## Short exercise
How many lines hold the string "TypeScript"? Give only the number.

## Record set
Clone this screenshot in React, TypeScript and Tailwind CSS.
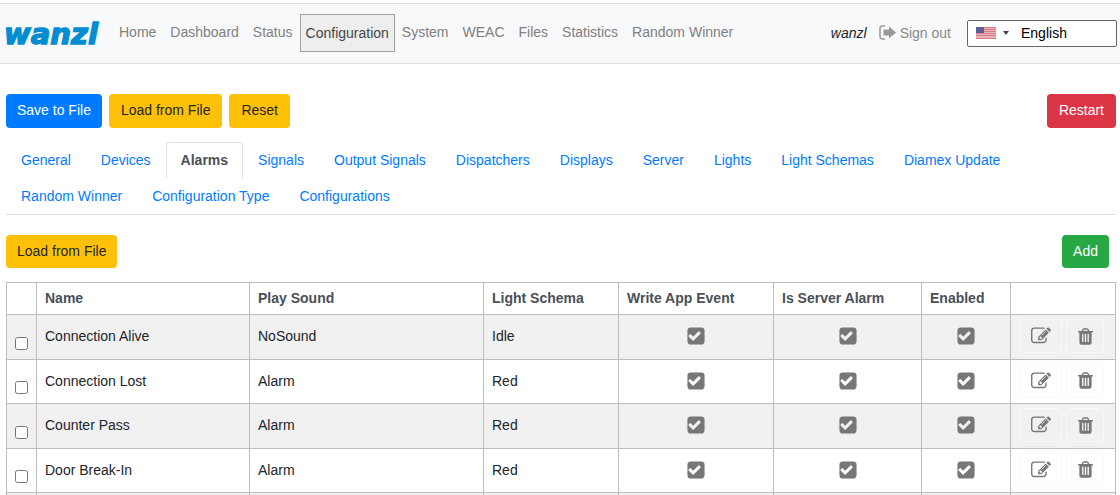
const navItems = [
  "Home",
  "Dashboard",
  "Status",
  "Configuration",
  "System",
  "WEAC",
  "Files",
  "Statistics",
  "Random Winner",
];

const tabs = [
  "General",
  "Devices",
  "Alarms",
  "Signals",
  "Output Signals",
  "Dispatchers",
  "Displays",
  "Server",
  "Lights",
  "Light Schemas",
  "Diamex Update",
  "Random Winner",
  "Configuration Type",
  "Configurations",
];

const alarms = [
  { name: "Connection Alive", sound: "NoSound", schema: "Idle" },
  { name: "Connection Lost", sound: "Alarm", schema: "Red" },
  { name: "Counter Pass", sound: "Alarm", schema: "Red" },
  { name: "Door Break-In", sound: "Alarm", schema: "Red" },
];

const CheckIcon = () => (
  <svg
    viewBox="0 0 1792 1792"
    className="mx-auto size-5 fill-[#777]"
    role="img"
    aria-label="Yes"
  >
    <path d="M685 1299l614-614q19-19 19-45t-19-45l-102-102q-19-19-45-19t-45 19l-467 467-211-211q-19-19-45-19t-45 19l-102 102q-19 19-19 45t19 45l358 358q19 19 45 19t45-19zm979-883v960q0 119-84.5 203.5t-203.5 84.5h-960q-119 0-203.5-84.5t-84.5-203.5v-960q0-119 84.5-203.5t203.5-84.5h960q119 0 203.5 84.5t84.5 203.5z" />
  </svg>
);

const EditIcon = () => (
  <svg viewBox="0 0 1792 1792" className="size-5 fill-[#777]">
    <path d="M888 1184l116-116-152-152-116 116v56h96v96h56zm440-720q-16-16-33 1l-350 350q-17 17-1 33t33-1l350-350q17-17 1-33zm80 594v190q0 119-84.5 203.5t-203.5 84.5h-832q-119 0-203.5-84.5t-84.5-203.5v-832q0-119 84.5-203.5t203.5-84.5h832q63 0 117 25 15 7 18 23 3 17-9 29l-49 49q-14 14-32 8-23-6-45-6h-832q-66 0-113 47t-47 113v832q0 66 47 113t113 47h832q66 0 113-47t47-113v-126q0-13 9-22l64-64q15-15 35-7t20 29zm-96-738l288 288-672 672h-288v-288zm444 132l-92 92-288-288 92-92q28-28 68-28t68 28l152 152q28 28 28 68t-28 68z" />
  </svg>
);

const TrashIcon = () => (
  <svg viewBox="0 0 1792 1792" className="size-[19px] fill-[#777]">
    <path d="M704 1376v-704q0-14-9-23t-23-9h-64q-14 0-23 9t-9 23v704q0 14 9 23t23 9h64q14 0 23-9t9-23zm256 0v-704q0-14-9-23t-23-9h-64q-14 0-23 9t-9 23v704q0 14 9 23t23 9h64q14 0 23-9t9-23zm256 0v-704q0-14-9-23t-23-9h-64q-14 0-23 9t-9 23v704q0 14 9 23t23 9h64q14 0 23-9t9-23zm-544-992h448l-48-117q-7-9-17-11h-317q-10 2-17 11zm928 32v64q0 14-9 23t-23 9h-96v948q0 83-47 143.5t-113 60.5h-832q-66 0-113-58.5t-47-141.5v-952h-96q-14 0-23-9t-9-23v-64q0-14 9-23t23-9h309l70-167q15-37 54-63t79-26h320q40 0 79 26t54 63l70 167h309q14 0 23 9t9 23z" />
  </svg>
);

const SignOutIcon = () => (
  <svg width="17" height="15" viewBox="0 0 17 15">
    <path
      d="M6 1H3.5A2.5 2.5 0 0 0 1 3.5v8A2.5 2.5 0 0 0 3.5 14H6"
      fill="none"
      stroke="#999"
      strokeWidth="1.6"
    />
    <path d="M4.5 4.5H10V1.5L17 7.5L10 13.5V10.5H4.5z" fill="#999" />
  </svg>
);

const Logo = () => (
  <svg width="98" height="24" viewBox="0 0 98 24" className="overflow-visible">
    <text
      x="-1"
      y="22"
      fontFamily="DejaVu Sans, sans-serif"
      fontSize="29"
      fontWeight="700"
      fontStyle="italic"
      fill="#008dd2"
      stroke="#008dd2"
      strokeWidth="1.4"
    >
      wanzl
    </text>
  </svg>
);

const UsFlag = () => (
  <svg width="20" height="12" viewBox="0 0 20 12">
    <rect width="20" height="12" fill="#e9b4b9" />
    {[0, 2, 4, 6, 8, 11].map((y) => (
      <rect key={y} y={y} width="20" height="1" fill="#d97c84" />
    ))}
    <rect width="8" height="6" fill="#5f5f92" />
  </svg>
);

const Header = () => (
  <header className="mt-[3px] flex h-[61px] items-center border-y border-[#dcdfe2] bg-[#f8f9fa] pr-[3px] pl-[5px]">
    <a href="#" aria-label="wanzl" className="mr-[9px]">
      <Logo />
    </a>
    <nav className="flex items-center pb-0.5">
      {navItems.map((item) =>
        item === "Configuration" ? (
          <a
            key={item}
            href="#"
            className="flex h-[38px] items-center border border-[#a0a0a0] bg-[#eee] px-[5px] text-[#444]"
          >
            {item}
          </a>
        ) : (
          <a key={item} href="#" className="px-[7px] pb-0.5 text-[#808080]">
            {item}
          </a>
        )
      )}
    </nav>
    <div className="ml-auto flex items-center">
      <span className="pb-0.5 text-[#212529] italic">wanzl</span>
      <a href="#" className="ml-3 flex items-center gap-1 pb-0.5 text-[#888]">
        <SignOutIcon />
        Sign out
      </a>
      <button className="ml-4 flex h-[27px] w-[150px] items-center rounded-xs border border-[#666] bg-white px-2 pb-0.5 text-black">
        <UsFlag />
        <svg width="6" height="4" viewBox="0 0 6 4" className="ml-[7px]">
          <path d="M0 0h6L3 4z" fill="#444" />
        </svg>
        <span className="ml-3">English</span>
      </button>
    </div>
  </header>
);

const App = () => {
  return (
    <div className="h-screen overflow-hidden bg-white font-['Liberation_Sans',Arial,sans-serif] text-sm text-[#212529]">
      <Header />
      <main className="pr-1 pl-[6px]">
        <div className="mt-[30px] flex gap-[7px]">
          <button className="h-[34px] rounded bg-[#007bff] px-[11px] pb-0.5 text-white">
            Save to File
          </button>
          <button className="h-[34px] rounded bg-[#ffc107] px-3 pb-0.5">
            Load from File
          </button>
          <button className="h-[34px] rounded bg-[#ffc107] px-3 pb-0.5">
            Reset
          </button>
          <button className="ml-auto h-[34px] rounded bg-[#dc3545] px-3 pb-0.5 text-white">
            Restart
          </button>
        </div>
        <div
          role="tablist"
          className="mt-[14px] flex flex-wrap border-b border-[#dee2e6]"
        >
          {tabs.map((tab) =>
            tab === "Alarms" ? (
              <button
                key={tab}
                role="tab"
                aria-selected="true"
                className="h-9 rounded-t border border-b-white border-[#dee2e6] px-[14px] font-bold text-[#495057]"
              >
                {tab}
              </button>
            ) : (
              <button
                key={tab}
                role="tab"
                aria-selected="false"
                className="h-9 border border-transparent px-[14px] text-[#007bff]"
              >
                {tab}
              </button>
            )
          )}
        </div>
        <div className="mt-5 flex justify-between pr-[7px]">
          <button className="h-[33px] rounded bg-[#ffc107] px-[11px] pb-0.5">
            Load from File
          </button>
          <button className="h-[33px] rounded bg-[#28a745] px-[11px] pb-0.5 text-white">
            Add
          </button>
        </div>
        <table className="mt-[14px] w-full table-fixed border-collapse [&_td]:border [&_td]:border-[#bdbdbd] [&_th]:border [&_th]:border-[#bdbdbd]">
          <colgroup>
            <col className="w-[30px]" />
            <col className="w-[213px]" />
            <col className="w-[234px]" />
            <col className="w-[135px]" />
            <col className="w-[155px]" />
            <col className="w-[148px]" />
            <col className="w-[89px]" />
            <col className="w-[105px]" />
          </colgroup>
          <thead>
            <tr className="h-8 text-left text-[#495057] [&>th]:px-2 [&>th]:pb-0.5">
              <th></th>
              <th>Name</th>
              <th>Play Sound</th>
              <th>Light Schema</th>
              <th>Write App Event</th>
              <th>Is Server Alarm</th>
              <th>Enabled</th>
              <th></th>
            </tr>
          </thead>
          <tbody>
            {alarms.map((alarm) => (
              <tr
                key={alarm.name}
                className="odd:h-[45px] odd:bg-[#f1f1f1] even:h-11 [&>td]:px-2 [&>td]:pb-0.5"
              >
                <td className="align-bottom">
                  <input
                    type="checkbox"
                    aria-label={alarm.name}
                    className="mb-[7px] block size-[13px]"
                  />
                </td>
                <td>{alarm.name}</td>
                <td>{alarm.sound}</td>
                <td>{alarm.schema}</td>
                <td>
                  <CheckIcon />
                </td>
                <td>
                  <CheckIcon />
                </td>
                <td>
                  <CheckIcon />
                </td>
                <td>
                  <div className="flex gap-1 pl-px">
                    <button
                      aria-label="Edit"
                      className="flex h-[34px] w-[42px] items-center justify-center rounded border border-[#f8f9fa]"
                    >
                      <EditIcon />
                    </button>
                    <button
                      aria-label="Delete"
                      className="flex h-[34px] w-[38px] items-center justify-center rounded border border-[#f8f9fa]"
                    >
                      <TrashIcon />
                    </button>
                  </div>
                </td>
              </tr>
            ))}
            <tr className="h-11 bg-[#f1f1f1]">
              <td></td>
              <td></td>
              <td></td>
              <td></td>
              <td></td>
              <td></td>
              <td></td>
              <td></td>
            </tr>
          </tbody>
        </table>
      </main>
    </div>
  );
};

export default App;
---
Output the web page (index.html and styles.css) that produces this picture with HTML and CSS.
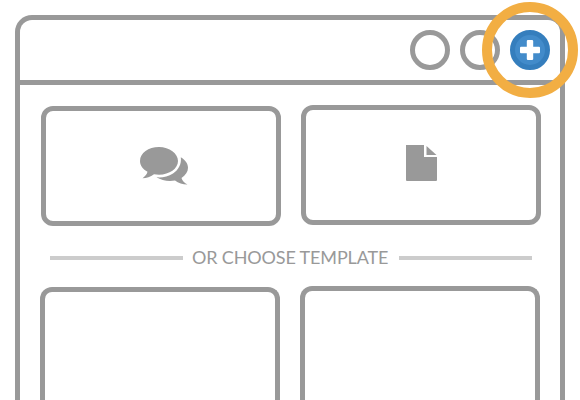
--
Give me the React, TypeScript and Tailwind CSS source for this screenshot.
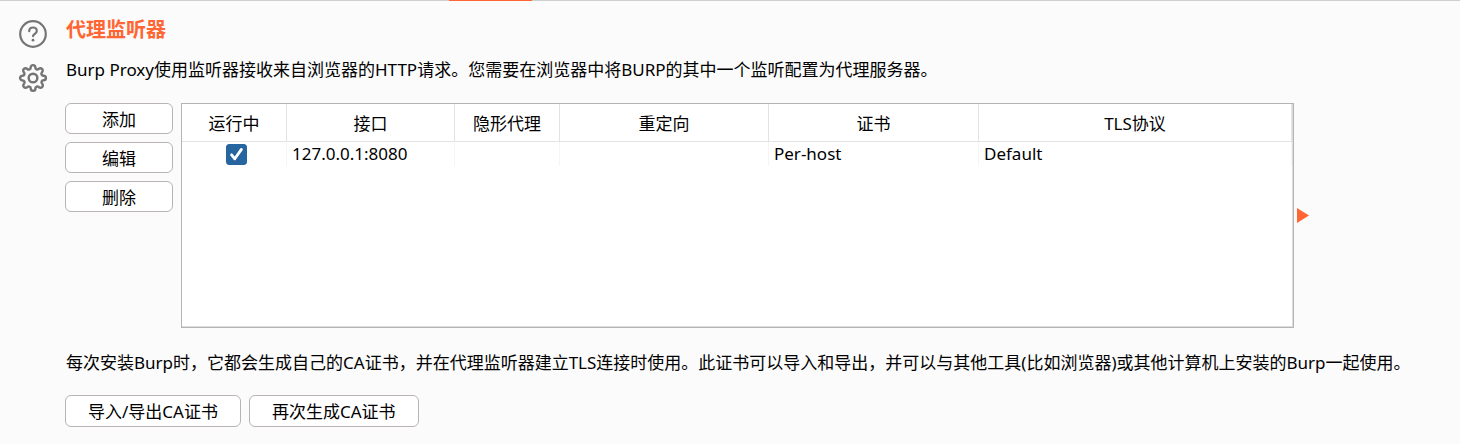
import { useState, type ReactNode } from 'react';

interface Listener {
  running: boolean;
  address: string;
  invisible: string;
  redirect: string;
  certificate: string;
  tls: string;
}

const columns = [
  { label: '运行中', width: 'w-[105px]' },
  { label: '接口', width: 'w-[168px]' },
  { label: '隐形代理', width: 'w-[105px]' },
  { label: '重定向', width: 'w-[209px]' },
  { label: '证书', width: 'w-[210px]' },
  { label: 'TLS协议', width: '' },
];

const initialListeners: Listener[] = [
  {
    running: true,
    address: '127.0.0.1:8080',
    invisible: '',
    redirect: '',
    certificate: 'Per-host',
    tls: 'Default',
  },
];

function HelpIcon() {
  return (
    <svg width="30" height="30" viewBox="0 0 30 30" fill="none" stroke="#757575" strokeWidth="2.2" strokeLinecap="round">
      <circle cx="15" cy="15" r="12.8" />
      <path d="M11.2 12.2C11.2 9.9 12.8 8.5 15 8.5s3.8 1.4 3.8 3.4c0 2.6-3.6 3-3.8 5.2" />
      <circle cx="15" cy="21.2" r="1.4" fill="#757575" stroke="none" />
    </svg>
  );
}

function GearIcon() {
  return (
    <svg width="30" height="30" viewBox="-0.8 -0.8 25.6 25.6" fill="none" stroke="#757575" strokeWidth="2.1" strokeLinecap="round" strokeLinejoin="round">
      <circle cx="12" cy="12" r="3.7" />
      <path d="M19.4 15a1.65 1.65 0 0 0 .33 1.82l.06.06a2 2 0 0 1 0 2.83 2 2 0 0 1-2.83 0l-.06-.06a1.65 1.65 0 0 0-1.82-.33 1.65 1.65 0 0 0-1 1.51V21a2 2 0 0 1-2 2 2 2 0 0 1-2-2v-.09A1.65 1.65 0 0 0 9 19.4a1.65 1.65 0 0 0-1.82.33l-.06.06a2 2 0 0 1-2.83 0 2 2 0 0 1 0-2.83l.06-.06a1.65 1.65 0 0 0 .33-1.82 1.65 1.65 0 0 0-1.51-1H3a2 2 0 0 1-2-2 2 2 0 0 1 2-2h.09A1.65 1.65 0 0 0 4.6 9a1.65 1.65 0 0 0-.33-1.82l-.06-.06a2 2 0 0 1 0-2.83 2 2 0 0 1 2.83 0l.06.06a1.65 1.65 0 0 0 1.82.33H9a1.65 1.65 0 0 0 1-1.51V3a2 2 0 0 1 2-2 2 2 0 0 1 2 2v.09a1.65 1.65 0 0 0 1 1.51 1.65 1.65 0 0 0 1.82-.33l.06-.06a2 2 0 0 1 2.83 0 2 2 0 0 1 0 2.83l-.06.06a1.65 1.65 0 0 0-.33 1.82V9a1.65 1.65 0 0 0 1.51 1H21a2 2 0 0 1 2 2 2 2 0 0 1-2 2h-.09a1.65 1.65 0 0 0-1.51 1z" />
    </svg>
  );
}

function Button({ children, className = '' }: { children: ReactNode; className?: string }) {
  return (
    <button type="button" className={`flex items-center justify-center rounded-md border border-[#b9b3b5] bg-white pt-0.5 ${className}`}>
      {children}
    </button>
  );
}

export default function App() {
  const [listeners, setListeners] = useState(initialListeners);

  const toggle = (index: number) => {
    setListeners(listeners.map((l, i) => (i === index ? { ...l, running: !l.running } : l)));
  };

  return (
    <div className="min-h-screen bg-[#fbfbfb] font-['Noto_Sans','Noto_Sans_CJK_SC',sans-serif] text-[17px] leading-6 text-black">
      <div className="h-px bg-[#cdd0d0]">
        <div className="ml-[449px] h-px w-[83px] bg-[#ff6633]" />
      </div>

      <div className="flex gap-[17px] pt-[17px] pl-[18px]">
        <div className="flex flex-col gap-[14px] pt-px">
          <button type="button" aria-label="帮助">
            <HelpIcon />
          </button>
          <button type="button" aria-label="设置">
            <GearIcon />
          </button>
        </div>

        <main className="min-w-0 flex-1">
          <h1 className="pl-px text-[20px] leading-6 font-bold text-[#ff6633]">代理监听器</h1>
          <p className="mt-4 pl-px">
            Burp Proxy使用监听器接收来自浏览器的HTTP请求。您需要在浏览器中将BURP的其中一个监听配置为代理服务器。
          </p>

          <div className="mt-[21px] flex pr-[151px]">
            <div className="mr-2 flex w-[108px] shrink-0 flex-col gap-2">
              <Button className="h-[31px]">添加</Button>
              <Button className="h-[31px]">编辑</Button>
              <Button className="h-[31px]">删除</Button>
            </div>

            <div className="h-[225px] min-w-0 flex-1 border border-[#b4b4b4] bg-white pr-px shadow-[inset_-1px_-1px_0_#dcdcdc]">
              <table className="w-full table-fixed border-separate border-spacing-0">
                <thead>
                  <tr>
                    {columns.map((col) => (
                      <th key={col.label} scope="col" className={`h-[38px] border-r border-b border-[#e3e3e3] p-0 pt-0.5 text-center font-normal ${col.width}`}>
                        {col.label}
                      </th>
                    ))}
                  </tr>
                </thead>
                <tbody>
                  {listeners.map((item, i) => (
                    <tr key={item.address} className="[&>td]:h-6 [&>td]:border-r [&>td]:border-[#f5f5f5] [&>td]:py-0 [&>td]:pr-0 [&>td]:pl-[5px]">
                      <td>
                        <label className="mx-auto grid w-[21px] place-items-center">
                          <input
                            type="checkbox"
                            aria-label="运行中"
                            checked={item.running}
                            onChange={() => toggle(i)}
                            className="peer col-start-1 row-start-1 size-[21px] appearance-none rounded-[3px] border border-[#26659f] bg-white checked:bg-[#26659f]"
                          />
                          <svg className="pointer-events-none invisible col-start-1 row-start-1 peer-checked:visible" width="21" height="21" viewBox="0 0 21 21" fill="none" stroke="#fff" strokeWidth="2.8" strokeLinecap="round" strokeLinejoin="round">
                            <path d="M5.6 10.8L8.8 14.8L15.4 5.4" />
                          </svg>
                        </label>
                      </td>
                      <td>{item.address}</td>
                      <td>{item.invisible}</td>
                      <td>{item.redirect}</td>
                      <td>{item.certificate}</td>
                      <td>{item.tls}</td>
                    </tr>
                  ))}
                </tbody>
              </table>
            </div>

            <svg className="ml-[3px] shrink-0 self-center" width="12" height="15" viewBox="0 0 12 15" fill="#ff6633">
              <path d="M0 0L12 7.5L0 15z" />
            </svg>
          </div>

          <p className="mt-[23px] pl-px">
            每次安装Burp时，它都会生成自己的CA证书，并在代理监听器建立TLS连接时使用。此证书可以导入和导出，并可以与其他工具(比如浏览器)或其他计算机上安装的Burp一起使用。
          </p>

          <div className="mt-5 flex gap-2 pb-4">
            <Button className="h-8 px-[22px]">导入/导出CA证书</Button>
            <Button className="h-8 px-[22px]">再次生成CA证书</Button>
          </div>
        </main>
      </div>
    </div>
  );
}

## Task output
2